According to the Cultural Heritage Administration website, the pillars at the corner of each level of the pagoda are slightly narrower at the top and bottom, having a slight bulge in the middle. They call this the Baeeullim style, but it’s very difficult to notice unless you were to get out a tape measure.

The pagoda stands on its own in the centre of a big flat open space. Originally there would have been a prayer hall just to its north – the classic layout for a temple from this period. And further north beyond that, a lecture hall has been reconstructed, housing a huge but very simple stone Buddha statue – again perhaps forming a model for the humble Buddhas you find in Unjusa. This seated Buddha however is from the Goryeo dynasty, not Baekje.

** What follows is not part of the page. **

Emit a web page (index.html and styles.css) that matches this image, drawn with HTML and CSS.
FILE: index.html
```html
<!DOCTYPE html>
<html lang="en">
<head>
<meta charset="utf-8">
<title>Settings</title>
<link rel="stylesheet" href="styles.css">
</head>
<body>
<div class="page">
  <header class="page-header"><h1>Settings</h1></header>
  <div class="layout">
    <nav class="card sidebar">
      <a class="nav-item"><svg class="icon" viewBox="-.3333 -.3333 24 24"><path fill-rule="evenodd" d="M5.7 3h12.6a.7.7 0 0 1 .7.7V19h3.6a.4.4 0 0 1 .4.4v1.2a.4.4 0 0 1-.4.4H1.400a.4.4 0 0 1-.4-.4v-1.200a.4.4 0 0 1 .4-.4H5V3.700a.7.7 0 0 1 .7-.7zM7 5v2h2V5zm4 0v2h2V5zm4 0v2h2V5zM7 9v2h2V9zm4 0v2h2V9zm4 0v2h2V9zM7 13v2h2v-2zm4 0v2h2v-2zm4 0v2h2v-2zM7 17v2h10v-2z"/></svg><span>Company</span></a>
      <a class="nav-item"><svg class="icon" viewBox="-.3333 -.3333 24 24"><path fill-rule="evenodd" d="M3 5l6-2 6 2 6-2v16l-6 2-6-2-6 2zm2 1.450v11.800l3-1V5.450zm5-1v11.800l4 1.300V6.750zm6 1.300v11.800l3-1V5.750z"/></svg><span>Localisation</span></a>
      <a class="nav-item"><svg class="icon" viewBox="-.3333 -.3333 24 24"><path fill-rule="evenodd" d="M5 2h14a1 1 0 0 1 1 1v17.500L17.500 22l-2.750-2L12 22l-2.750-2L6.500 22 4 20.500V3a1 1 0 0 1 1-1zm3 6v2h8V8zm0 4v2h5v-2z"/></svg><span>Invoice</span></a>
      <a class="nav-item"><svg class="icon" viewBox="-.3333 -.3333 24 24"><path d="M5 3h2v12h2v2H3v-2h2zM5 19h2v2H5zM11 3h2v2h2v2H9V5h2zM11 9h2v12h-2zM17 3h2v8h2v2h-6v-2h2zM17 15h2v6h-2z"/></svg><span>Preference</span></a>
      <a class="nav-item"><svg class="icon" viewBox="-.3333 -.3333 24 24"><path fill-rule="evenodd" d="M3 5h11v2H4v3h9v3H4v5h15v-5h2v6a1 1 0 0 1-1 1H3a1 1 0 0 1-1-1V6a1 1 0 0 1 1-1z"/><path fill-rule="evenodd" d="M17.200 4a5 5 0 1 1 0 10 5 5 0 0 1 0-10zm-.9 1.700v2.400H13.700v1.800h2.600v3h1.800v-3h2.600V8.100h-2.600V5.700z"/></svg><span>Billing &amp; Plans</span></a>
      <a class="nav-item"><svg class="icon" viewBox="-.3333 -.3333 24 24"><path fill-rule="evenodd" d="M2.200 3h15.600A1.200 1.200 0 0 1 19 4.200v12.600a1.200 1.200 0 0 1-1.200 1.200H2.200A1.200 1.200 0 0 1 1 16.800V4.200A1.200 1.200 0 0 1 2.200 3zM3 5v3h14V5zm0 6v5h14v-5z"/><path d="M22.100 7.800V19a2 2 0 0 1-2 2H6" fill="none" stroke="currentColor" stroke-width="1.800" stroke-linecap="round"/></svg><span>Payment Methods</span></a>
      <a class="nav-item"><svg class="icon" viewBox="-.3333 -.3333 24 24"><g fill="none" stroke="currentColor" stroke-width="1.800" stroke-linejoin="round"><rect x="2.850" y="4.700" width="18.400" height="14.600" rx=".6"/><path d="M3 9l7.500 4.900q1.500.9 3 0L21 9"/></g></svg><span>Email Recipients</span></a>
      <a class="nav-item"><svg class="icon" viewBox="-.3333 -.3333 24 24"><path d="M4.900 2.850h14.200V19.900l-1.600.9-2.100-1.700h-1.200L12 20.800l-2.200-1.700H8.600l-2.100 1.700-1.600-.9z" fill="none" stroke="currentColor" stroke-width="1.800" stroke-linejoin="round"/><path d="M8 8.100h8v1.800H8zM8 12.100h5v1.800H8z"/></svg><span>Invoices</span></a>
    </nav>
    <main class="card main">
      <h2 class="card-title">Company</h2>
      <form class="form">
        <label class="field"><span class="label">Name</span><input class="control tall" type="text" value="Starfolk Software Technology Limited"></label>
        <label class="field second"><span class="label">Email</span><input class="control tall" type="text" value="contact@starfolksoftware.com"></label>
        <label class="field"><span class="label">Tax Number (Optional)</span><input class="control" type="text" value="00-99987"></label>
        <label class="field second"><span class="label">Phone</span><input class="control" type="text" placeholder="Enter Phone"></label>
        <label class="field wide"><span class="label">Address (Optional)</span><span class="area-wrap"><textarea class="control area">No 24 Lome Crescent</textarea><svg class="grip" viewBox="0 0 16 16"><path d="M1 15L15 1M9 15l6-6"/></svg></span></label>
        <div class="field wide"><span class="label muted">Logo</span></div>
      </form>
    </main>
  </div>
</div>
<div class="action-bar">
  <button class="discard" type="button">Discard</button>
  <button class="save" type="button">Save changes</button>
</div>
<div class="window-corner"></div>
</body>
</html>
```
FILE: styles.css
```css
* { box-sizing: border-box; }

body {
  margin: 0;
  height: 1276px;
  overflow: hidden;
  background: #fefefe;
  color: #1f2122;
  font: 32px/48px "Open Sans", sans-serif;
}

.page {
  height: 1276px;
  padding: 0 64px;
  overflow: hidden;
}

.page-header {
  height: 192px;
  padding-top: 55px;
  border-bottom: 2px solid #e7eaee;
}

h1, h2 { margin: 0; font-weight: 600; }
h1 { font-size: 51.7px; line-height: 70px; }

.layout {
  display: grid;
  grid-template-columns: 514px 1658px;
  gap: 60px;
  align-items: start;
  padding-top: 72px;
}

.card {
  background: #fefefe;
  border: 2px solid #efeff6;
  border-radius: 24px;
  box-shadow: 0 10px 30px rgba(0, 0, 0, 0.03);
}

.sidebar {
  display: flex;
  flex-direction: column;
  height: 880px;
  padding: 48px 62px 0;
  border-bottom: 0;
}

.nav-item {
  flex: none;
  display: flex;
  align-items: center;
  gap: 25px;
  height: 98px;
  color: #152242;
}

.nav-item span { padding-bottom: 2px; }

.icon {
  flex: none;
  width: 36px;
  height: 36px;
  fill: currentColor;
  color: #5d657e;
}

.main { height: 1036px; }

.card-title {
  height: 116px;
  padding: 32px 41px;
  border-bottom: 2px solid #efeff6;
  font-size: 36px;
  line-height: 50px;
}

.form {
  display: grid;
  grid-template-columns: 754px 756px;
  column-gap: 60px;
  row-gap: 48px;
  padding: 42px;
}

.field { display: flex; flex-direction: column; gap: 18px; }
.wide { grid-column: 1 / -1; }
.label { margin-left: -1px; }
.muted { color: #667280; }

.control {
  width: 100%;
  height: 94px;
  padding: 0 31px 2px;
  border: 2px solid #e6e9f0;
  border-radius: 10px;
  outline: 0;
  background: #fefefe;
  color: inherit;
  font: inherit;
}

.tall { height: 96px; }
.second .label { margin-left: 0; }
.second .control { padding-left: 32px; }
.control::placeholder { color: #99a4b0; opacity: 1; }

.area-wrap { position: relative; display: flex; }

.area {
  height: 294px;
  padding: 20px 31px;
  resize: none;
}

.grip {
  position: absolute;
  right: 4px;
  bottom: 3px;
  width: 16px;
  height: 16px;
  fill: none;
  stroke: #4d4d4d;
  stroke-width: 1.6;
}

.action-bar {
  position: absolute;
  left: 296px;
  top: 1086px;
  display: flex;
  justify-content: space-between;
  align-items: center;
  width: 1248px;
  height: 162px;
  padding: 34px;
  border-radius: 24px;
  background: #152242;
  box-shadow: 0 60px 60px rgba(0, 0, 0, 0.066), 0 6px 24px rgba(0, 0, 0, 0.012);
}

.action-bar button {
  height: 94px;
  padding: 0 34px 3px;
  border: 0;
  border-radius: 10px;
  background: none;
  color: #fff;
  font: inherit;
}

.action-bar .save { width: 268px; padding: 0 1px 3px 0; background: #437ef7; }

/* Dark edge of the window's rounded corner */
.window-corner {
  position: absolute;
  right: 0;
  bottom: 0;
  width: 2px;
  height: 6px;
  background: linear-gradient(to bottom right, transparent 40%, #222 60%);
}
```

Beside the temple site is a museum which among other things contains a model of what the temple could have looked like in its heyday – the pagoda and prayer hall are surrounded by corridors and halls containing refectories and living accommodation, with the lecture hall at the far end of the site.

Jeongnimsa Temple Site is Historic Site #301. Its Five-storey Stone Pagoda is National Treasure #9. Its Stone Seated Buddha is Treasure #108.